After almost half a century in the business, Paul Kelly remains the best briefed, most incisive and most prescient political analyst in the country. He is at the cutting edge of ideas in politics and social affairs.

Criticised as a Labor man by left-wing populists and as too conservative on economics and social policy by progressive commentators, Kelly is proudly centrist. He has managed to keep pace with a rapidly changing political world and place himself at the pragmatic centre of thinking throughout his time in journalism.

Kelly rejects the "race call" brand of political writing that blindly follows polling trends and treats politics as a game, rather than as the means by which the nation's future is shaped. He reads policy documents widely and calls ministers, their shadows and their bureaucrats constantly to make sure he understands the policy trends driving change in Canberra.

Kelly was born in Sydney and spent much of his early life on army bases where his father was an officer. Hence his intense interest in military history.

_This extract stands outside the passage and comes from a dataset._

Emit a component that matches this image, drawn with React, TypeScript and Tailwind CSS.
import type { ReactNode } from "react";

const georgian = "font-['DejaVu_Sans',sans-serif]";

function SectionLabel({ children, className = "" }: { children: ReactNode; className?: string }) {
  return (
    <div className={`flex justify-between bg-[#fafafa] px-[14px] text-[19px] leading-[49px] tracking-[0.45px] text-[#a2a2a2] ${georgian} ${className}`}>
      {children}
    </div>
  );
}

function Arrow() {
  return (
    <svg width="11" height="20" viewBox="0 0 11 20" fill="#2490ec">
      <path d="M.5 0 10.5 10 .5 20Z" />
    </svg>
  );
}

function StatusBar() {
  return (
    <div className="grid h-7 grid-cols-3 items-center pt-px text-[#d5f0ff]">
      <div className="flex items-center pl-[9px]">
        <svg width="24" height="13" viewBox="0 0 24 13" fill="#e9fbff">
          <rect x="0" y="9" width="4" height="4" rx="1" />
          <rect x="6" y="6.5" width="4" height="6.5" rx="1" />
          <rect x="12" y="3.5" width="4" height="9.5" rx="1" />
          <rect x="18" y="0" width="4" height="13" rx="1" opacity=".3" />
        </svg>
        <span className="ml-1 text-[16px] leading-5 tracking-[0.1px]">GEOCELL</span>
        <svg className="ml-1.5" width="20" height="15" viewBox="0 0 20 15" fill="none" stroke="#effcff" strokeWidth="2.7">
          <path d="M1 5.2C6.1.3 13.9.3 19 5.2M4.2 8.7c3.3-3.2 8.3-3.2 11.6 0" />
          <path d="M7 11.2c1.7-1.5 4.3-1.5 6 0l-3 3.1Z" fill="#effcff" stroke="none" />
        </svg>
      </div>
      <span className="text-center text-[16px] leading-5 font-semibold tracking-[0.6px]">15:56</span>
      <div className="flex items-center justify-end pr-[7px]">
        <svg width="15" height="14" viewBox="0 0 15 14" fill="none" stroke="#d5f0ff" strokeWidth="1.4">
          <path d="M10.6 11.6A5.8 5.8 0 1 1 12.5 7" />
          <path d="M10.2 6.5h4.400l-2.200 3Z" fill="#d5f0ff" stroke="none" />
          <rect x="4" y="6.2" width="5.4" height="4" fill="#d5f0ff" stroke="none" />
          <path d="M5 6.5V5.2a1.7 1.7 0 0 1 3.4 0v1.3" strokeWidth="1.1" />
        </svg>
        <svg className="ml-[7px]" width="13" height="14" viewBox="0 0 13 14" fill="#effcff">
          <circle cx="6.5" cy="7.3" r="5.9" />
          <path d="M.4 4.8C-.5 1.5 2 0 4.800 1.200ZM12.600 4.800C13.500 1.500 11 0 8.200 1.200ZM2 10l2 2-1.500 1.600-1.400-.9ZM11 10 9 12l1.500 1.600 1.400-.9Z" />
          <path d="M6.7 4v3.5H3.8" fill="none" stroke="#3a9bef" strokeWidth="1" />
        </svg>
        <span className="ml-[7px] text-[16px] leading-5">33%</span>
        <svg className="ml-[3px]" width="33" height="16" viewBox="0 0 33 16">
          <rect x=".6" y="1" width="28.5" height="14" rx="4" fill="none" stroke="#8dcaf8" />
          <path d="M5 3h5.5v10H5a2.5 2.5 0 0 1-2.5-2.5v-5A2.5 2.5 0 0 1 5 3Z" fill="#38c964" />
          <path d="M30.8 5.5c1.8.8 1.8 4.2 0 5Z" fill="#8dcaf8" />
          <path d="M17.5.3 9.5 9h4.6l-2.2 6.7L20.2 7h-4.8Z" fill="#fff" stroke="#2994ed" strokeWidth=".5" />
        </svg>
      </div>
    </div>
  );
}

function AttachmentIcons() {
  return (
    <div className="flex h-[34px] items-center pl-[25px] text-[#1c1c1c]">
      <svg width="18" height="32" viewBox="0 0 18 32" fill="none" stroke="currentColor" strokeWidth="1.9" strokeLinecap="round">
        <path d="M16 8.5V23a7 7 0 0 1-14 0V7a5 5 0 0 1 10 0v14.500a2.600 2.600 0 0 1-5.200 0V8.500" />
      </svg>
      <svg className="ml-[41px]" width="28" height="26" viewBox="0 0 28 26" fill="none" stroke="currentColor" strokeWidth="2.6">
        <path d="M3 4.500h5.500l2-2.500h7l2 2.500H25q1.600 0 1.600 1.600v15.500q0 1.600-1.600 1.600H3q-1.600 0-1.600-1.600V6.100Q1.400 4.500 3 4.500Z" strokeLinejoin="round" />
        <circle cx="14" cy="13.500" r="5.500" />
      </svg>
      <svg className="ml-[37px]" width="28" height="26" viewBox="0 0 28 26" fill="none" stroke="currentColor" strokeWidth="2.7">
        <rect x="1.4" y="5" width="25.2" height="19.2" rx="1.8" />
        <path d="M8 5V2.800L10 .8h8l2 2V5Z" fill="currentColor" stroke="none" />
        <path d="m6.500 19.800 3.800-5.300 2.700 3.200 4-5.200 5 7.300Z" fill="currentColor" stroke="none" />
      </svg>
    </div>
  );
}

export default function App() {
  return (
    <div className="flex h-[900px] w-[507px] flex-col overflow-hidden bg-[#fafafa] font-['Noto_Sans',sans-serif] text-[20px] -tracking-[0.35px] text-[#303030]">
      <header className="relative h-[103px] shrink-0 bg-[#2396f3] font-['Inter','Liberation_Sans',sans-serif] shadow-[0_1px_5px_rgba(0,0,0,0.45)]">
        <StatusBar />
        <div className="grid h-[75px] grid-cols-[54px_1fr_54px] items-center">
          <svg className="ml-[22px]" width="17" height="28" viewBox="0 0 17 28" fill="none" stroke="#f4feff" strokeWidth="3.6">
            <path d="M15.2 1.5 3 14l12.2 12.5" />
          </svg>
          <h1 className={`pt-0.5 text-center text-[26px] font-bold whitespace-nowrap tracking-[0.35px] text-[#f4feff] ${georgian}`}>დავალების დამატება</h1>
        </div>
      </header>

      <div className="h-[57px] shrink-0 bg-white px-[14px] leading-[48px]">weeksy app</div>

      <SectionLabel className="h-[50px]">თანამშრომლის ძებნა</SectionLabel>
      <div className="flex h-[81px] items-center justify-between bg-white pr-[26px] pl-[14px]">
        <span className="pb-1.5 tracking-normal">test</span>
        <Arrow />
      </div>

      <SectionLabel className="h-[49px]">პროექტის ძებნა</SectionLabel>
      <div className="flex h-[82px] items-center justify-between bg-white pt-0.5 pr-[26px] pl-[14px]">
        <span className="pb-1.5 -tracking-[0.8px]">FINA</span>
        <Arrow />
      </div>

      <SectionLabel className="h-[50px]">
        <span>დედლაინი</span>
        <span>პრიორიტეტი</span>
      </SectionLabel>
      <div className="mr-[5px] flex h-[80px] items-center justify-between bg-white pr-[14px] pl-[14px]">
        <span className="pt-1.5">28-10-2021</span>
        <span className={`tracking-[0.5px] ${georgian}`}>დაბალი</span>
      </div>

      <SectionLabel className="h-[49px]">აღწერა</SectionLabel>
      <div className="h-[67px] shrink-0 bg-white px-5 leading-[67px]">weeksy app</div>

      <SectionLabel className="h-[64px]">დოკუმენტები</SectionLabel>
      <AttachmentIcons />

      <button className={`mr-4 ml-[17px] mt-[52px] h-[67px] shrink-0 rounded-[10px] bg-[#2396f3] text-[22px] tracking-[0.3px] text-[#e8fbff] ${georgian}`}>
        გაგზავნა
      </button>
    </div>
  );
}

Educated at St Pius, Chatswood, he obtained his BA with a history major at Sydney University in 1968. He began work in the public service in Canberra in 1969 and joined The Australian as a 23-year-old journalist in 1971, being assigned to the press gallery in March that year.

Australian politics was about to enter one of its most exciting phases: the end of a long period of Coalition government and the arrival of the age of Whitlam. In June 1974, aged 26, Kelly became the paper's political correspondent after a turbulent period that had seen the departures of Alan Ramsey and John Edwards.

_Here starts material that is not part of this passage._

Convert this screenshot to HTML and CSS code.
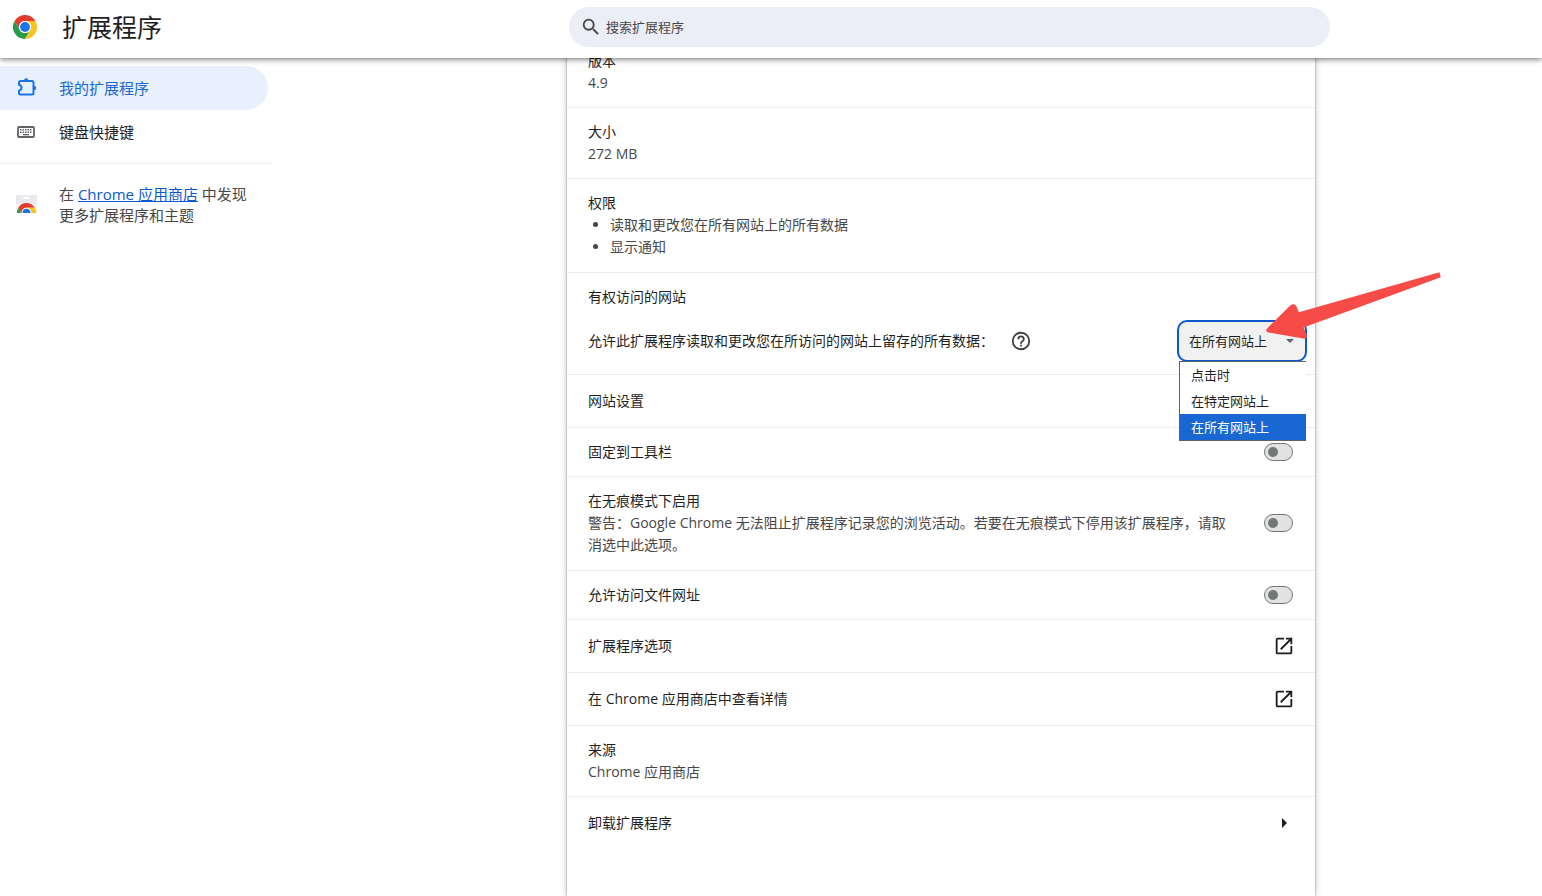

The dismissal of the Whitlam Government in November 1975 would be the biggest story of Kelly’s career – and trigger a dismissal of his own. "I can remember before I sat down at 6pm on the evening of the 11th of November to write the splash for the next day. I went out on the verandah for about a minute or two just to think about things and I thought, ‘This is going to be the biggest story I ever write’,” he recalls.

Soon after, Kelly was removed as political correspondent because the paper was no longer prepared to publish his strong criticism of the actions of Governor-General Sir John Kerr in toppling Whitlam.  He took extended leave to write his first book, The Unmaking of Gough, at the ripe old age of 28. Returning to work in mid-1976, Kelly was told the only position for him on The Australian was a non-political job in the Sydney office. He resigned without having another job to go to.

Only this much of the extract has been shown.